There is no good case for U.S. escalation in Syria. It would increase the danger of further, unwanted, escalation. Given the nature of the current stalemate in the main part of the civil war, such escalation would be unlikely to move the needle regarding the shape of an eventual political settlement. And U.S. interests would be little affected even if the needle did move.
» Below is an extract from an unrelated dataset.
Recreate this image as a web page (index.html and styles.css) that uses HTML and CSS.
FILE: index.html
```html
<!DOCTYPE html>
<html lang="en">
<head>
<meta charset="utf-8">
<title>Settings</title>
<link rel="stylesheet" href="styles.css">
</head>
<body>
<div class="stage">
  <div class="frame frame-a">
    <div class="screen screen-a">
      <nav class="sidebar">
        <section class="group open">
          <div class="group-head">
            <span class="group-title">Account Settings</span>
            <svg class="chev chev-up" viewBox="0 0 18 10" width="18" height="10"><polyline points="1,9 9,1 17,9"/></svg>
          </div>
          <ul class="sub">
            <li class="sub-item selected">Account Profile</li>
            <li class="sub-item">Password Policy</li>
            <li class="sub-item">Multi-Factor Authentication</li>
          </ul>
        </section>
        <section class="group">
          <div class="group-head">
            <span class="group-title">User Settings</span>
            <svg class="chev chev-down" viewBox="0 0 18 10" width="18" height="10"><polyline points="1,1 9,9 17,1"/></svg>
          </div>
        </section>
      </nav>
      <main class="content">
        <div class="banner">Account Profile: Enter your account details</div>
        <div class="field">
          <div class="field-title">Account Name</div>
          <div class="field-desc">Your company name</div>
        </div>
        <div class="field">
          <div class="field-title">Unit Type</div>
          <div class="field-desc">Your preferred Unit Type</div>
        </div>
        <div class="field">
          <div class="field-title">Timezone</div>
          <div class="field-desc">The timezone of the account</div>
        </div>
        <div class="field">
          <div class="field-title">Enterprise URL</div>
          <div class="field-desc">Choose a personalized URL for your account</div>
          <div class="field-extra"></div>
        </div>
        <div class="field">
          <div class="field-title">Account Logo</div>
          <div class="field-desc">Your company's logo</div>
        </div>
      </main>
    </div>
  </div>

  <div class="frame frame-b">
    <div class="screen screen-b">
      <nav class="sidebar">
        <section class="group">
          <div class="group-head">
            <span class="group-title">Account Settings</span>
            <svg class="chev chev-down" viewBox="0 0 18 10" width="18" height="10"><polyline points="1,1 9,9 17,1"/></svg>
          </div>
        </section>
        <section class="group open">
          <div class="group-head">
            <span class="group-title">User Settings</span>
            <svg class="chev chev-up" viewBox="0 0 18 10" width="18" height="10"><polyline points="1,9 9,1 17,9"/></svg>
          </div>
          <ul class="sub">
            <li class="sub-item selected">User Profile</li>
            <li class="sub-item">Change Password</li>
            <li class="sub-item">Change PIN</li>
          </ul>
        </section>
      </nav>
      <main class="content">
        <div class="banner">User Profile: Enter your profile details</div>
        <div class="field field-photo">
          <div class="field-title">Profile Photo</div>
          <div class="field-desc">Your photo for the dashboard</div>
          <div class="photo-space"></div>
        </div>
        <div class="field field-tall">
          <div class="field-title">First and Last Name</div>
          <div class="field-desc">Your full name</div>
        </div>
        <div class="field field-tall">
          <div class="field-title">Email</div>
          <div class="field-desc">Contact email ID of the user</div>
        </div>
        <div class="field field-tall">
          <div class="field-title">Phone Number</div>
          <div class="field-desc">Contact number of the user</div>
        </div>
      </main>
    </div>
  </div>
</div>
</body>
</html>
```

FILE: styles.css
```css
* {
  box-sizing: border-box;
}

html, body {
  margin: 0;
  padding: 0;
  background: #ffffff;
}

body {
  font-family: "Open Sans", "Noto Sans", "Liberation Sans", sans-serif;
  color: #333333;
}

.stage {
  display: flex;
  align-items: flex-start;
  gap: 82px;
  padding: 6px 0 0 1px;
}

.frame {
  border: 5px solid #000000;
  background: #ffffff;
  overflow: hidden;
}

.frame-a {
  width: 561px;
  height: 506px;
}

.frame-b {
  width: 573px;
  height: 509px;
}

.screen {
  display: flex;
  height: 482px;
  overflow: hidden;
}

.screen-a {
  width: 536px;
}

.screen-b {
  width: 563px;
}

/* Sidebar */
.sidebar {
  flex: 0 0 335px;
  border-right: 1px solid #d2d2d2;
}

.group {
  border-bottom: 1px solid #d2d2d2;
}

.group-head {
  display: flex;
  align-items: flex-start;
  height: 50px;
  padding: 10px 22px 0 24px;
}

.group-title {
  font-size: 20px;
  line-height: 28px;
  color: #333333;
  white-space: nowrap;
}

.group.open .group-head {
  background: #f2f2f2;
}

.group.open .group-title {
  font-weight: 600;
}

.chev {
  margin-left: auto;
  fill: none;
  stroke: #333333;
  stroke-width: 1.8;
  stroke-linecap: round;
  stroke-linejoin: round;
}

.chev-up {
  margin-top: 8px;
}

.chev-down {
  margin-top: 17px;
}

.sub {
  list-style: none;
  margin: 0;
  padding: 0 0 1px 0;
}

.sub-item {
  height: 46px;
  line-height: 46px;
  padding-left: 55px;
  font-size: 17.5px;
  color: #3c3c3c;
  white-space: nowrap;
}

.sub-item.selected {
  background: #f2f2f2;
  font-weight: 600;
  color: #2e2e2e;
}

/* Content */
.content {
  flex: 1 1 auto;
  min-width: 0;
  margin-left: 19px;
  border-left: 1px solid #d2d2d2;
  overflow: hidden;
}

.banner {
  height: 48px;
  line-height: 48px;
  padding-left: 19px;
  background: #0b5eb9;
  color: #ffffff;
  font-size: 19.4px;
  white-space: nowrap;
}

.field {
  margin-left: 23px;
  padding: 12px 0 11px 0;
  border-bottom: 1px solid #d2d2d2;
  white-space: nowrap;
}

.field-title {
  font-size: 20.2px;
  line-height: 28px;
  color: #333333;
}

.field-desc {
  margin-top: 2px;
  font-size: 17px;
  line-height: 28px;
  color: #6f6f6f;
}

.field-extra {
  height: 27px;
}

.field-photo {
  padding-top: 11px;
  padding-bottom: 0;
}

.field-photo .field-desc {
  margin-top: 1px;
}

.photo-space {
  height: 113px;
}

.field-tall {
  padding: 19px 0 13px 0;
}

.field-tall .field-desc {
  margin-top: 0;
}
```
Right now, U.S. policy should focus more on post-Raqqa than on the capture of Raqqa. The minimization of chaos and conflict in the space vacated by ISIS is partly a matter of carefully shaping military activity on the ground and partly a matter of making full use of the available diplomatic channels, as disjointed as those channels may seem. The UN-sponsored Geneva process has been unproductive so far in terms of yielding any agreements with lasting effect, but it is the forum where any real peace agreement will have to be signed. Russia, Turkey, and Iran have had a parallel process at Astana that produced an agreement on “de-escalation zones,” which left many unanswered questions, especially regarding the posture of the internal Syrian opposition toward such zones. But it is worthwhile for the United States to explore, as it may already be doing with the Russians, how this plan might be used as a basis for further de-escalation.
The United States should accept a fractured Syria for an indefinite future. Frozen conflicts aren’t always bad, and in this case frozen would be better than unfrozen. Such a preliminary outcome could bring some relief from the suffering in Syria without the parties having to relinquish formally their farther-reaching aspirations. It also could be a way station to an eventual settlement that involves a highly decentralized Syria in which different communities would feel more confident about controlling their own affairs.
Meanwhile the Trump administration needs to discard its penchant for regarding every outcome in terms of wins and losses. So regarded, when you have a no-win situation such as Syria, that means the only possible outcome is a loss. And even when parties we don’t like suffer a loss, that does not necessarily help U.S. interests.